A new report by Kaitlin Pennington of the Center for American Progress highlights the increase of teacher-voice groups. These groups allow teachers to continue teaching while also having a chance to impact education policy more directly. Furthermore, they provide current teachers with more active leadership positions. In addition, these groups allow for a greater multiplicity of teacher voices than those heard through the normal channels of the American Federation of Teachers and National Education Association.

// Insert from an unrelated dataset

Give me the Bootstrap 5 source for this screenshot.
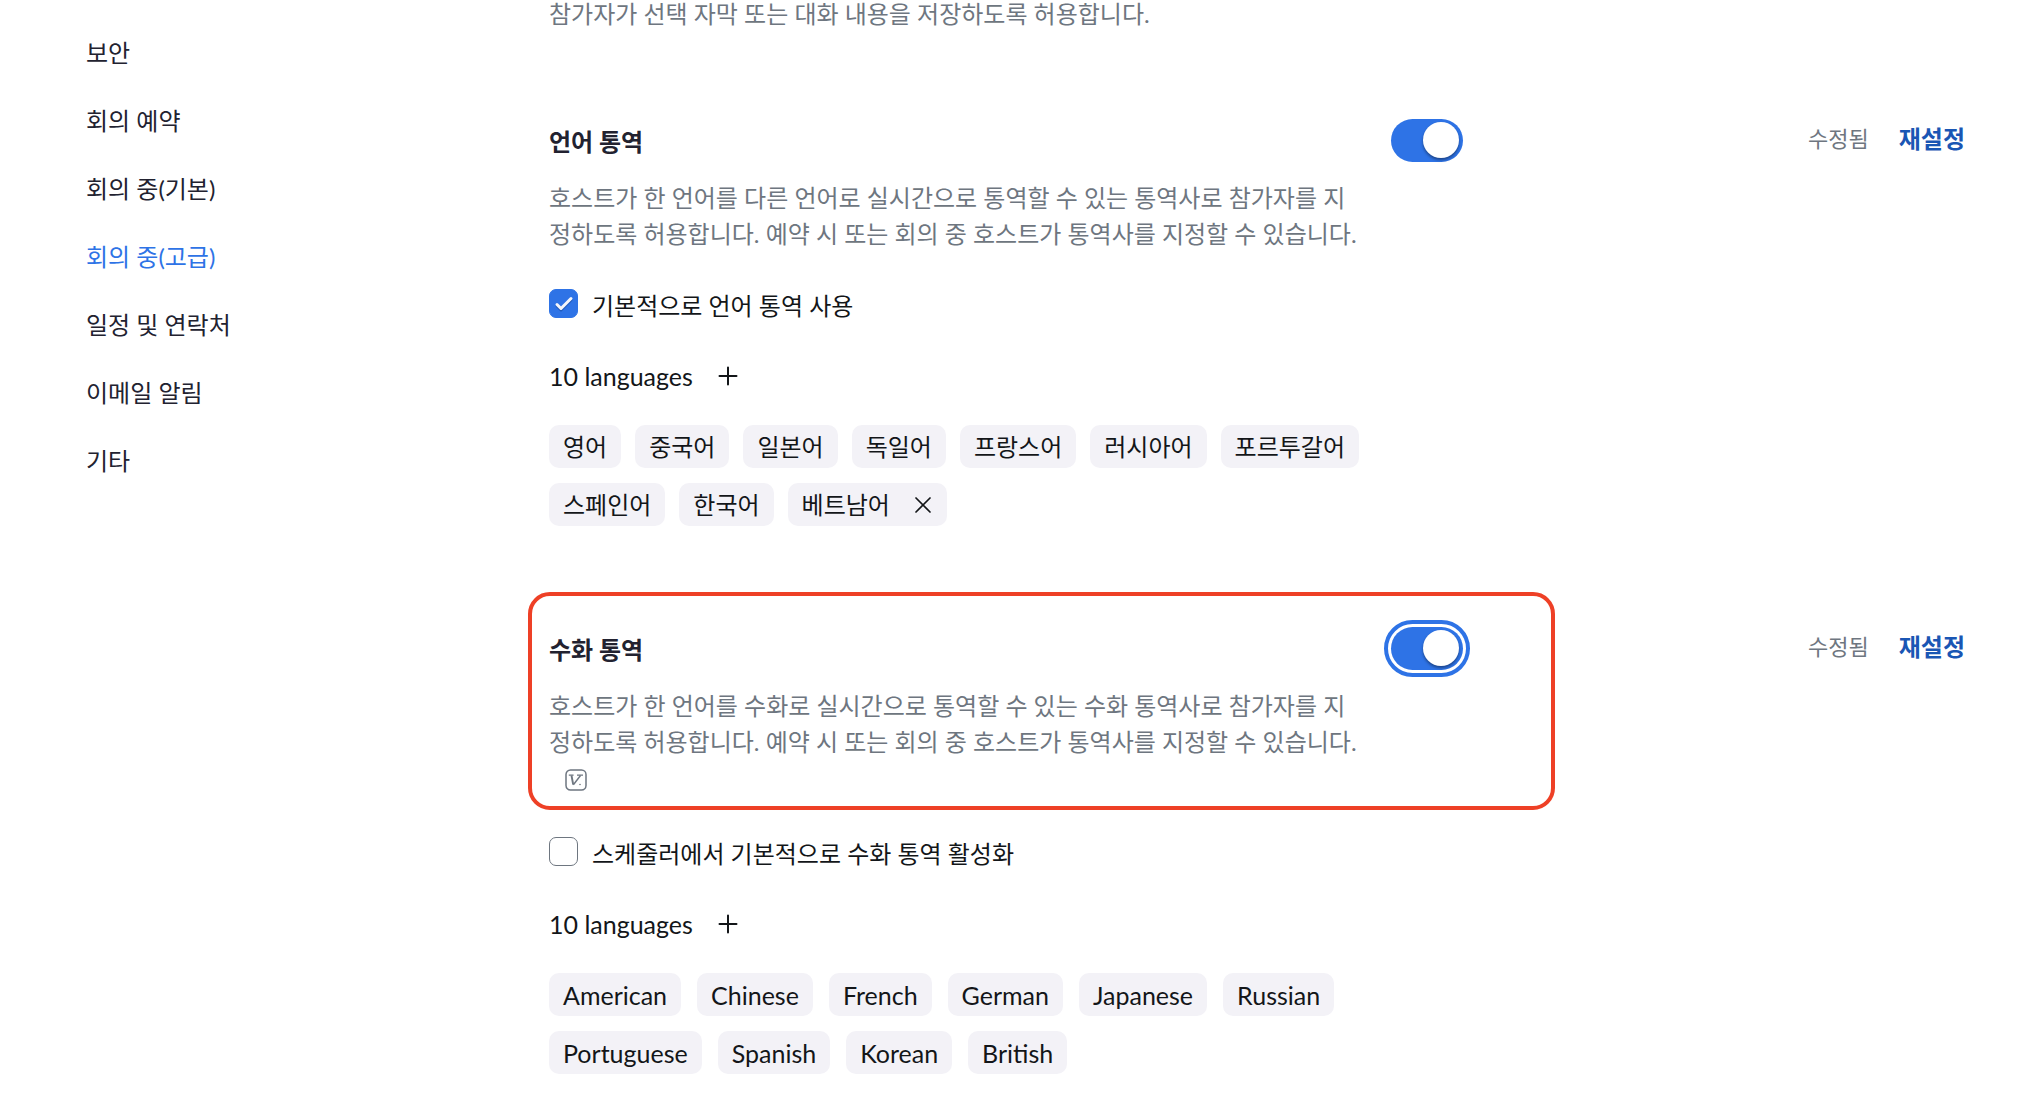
<!DOCTYPE html>
<html lang="ko">
<head>
<meta charset="utf-8">
<meta name="viewport" content="width=device-width, initial-scale=1">
<title>회의 설정</title>
<link href="https://cdn.jsdelivr.net/npm/bootstrap@5.3.0/dist/css/bootstrap.min.css" rel="stylesheet">
<style>
  :root {
    --zm-blue: #2e73e6;
    --zm-ink: #222230;
    --zm-text: #131619;
    --zm-muted: #6e7680;
  }
  body {
    font-family: Lato, "Noto Sans CJK KR", sans-serif;
    font-size: 24px;
    line-height: 36px;
    color: var(--zm-text);
    background: #fff;
  }
  .side-menu { flex: 0 0 528px; padding: 35px 0 0 86px; gap: 32px; }
  .side-menu .nav-link { padding: 0; color: var(--zm-ink); }
  .side-menu .nav-link.active { color: var(--zm-blue); }
  .settings { padding-right: 71px; min-width: 0; }
  .inset { padding-left: 21px; }
  .desc { color: var(--zm-muted); max-width: 808px; margin: 0; }
  .desc-prev { line-height: 28px; margin-bottom: 56px; }
  .setting + .setting { margin-top: 66px; }
  .setting-head {
    flex: 0 1 1027px;
    border: 4px solid transparent;
    border-radius: 22px;
    padding: 31px 88px 6px 17px;
  }
  .setting-head.highlighted { border-color: #ee4026; }
  .setting-title { font-size: 24px; line-height: 46px; font-weight: 700; color: var(--zm-ink); margin: 0; }
  .title-row { margin-bottom: 15px; gap: 24px; }
  .form-check-input.toggle {
    position: relative;
    float: none;
    flex: none;
    width: 72px;
    height: 43px;
    margin: 0;
    border: 0;
    border-radius: 22px;
    background: #98a0a9;
  }
  .form-check-input.toggle:checked { background: var(--zm-blue); }
  .form-check-input.toggle::after {
    content: "";
    position: absolute;
    top: 3px;
    left: 4px;
    width: 36px;
    height: 36px;
    border-radius: 50%;
    background: #fff;
    box-shadow: 0 2px 3px rgba(0, 0, 0, .4);
  }
  .form-check-input.toggle:checked::after { left: 32px; }
  .form-check-input.toggle.ringed { outline: 4px solid var(--zm-blue); outline-offset: 3px; box-shadow: none; }
  .badge-line { height: 40px; padding-left: 16px; color: var(--zm-muted); }
  .state-col { padding-top: 37px; gap: 30px; }
  .state-text { font-size: 22px; color: var(--zm-muted); }
  .reset-link { color: #1a56b4; font-weight: 700; text-decoration: none; }
  .option { margin-top: 27px; gap: 14px; line-height: 34px; }
  .form-check-input.tick {
    float: none;
    flex: none;
    width: 29px;
    height: 29px;
    margin: 0;
    border: 1px solid #6e7680;
    border-radius: 7px;
  }
  .form-check-input.tick:checked {
    border-color: var(--zm-blue);
    background-color: var(--zm-blue);
    background-size: 29px 29px;
    background-image: url("data:image/svg+xml,%3csvg xmlns='http://www.w3.org/2000/svg' viewBox='0 0 29 29'%3e%3cpath d='M8 17l4 4 10-10' fill='none' stroke='%23123f8c' stroke-opacity='.45' stroke-width='3' stroke-linecap='round' stroke-linejoin='round'/%3e%3cpath d='M8 15.500l4 4 10-10' fill='none' stroke='%23f4f6fa' stroke-width='3' stroke-linecap='round' stroke-linejoin='round'/%3e%3c/svg%3e");
  }
  .count-row { margin-top: 35px; gap: 24px; font-size: 25px; }
  .glyph-btn { border: 0; padding: 0; background: none; color: inherit; line-height: 0; }
  .chips { margin: 31px 0 0; gap: 15px 14px; max-width: 816px; list-style: none; }
  .chips-latin { font-size: 25px; column-gap: 16px; }
  .chip { display: flex; align-items: center; gap: 23px; height: 43px; padding: 0 14px; border-radius: 10px; background: #f3f2f7; }
</style>
</head>
<body>
<div class="d-flex align-items-start">
  <nav class="side-menu nav flex-column" aria-label="설정">
    <a class="nav-link" href="#">보안</a>
    <a class="nav-link" href="#">회의 예약</a>
    <a class="nav-link" href="#">회의 중(기본)</a>
    <a class="nav-link active" aria-current="page" href="#">회의 중(고급)</a>
    <a class="nav-link" href="#">일정 및 연락처</a>
    <a class="nav-link" href="#">이메일 알림</a>
    <a class="nav-link" href="#">기타</a>
  </nav>

  <main class="settings flex-grow-1">
    <div class="inset"><p class="desc desc-prev">참가자가 선택 자막 또는 대화 내용을 저장하도록 허용합니다.</p></div>

    <section class="setting">
      <div class="d-flex justify-content-between align-items-start">
        <div class="setting-head">
          <div class="title-row d-flex justify-content-between">
            <h2 class="setting-title"><label for="langSwitch">언어 통역</label></h2>
            <input class="form-check-input toggle" type="checkbox" role="switch" id="langSwitch" checked>
          </div>
          <p class="desc">호스트가 한 언어를 다른 언어로 실시간으로 통역할 수 있는 통역사로 참가자를 지정하도록 허용합니다. 예약 시 또는 회의 중 호스트가 통역사를 지정할 수 있습니다.</p>
        </div>
        <div class="state-col d-flex">
          <span class="state-text">수정됨</span>
          <a class="reset-link" href="#">재설정</a>
        </div>
      </div>
      <div class="inset">
        <div class="option d-flex">
          <input class="form-check-input tick" type="checkbox" id="langDefault" checked>
          <label for="langDefault">기본적으로 언어 통역 사용</label>
        </div>
        <div class="count-row d-flex align-items-center">
          <span>10 languages</span>
          <button class="glyph-btn" type="button" aria-label="언어 추가">
            <svg width="22" height="22" viewBox="0 0 22 22" fill="none" stroke="currentColor" stroke-width="2" stroke-linecap="round"><path d="M11 2.500v17M2.500 11h17"/></svg>
          </button>
        </div>
        <ul class="chips d-flex flex-wrap p-0">
          <li class="chip">영어</li>
          <li class="chip">중국어</li>
          <li class="chip">일본어</li>
          <li class="chip">독일어</li>
          <li class="chip">프랑스어</li>
          <li class="chip">러시아어</li>
          <li class="chip">포르투갈어</li>
          <li class="chip">스페인어</li>
          <li class="chip">한국어</li>
          <li class="chip">베트남어
            <button class="glyph-btn" type="button" aria-label="베트남어 삭제">
              <svg width="20" height="20" viewBox="0 0 20 20" fill="none" stroke="currentColor" stroke-width="1.700" stroke-linecap="round"><path d="M3 3l14 14M17 3L3 17"/></svg>
            </button>
          </li>
        </ul>
      </div>
    </section>

    <section class="setting">
      <div class="d-flex justify-content-between align-items-start">
        <div class="setting-head highlighted">
          <div class="title-row d-flex justify-content-between">
            <h2 class="setting-title"><label for="signSwitch">수화 통역</label></h2>
            <input class="form-check-input toggle ringed" type="checkbox" role="switch" id="signSwitch" checked>
          </div>
          <p class="desc">호스트가 한 언어를 수화로 실시간으로 통역할 수 있는 수화 통역사로 참가자를 지정하도록 허용합니다. 예약 시 또는 회의 중 호스트가 통역사를 지정할 수 있습니다.</p>
          <div class="badge-line d-flex align-items-center">
            <svg width="22" height="22" viewBox="0 0 22 22" fill="none" stroke="currentColor" aria-hidden="true">
              <rect x="1" y="1" width="20" height="20" rx="4.500" stroke-width="1.500"/>
              <path d="M3.800 6.200h4.800M12 6.200h6" stroke-width="1.300"/>
              <path d="M6.500 6.500l1.700 9.200" stroke-width="1.900"/>
              <path d="M8.400 15.700L15.500 6.500" stroke-width="1.400"/>
              <circle cx="15" cy="15.500" r=".8" fill="currentColor" stroke="none"/>
            </svg>
          </div>
        </div>
        <div class="state-col d-flex">
          <span class="state-text">수정됨</span>
          <a class="reset-link" href="#">재설정</a>
        </div>
      </div>
      <div class="inset">
        <div class="option d-flex">
          <input class="form-check-input tick" type="checkbox" id="signDefault">
          <label for="signDefault">스케줄러에서 기본적으로 수화 통역 활성화</label>
        </div>
        <div class="count-row d-flex align-items-center">
          <span>10 languages</span>
          <button class="glyph-btn" type="button" aria-label="수화 추가">
            <svg width="22" height="22" viewBox="0 0 22 22" fill="none" stroke="currentColor" stroke-width="2" stroke-linecap="round"><path d="M11 2.500v17M2.500 11h17"/></svg>
          </button>
        </div>
        <ul class="chips chips-latin d-flex flex-wrap p-0">
          <li class="chip">American</li>
          <li class="chip">Chinese</li>
          <li class="chip">French</li>
          <li class="chip">German</li>
          <li class="chip">Japanese</li>
          <li class="chip">Russian</li>
          <li class="chip">Portuguese</li>
          <li class="chip">Spanish</li>
          <li class="chip">Korean</li>
          <li class="chip">British</li>
        </ul>
      </div>
    </section>
  </main>
</div>
<script src="https://cdn.jsdelivr.net/npm/bootstrap@5.3.0/dist/js/bootstrap.bundle.min.js"></script>
</body>
</html>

The report, “New Organizations, New Voices: The Landscape of Today’s Teachers Shaping Policy”, surveys the opinion of many teachers involved in these teacher-voice groups and also surveys current secondary sources about this new phenomenon in order to evaluate what the ongoing role of these groups might be. The report analyzes why teacher-voice organizations and fellowships are gaining momentum across the country, as well as outlines their unique place in the education-reform debate and whether or not these organizations will spark a broader teacher-voice movement.
While there are certainly divergent opinions among the teacher-voice groups, Pennington found several salient points that stood out across the many groups that she investigated:
- Each organization or fellowship was formed using a unique grassroots model.
- Teacher-voice organizations and fellowships operate under the premise that teacher voice is not monolithic.
- Despite differences in structure, all of these teacher-voice organizations and fellowships are working on ways to professionalize the teaching profession.
- Technology is integral to all organizations and fellowships either as a driver of programs offered or as a link to connect participants.
- All teacher-voice organizations and fellowships respect the history of teachers unions and see them as powerful players with which to partner.
- Teacher-voice organization and fellowship membership is diverse.
- Funding often comes from outside sources.
- Organizations and fellowships overlap in some policy interests, but the mix is unique to each group.
Whatever the position of each individual teacher-voice group, these groups offer hope that new policy will be implemented more efficiently because teachers have been involved throughout the process.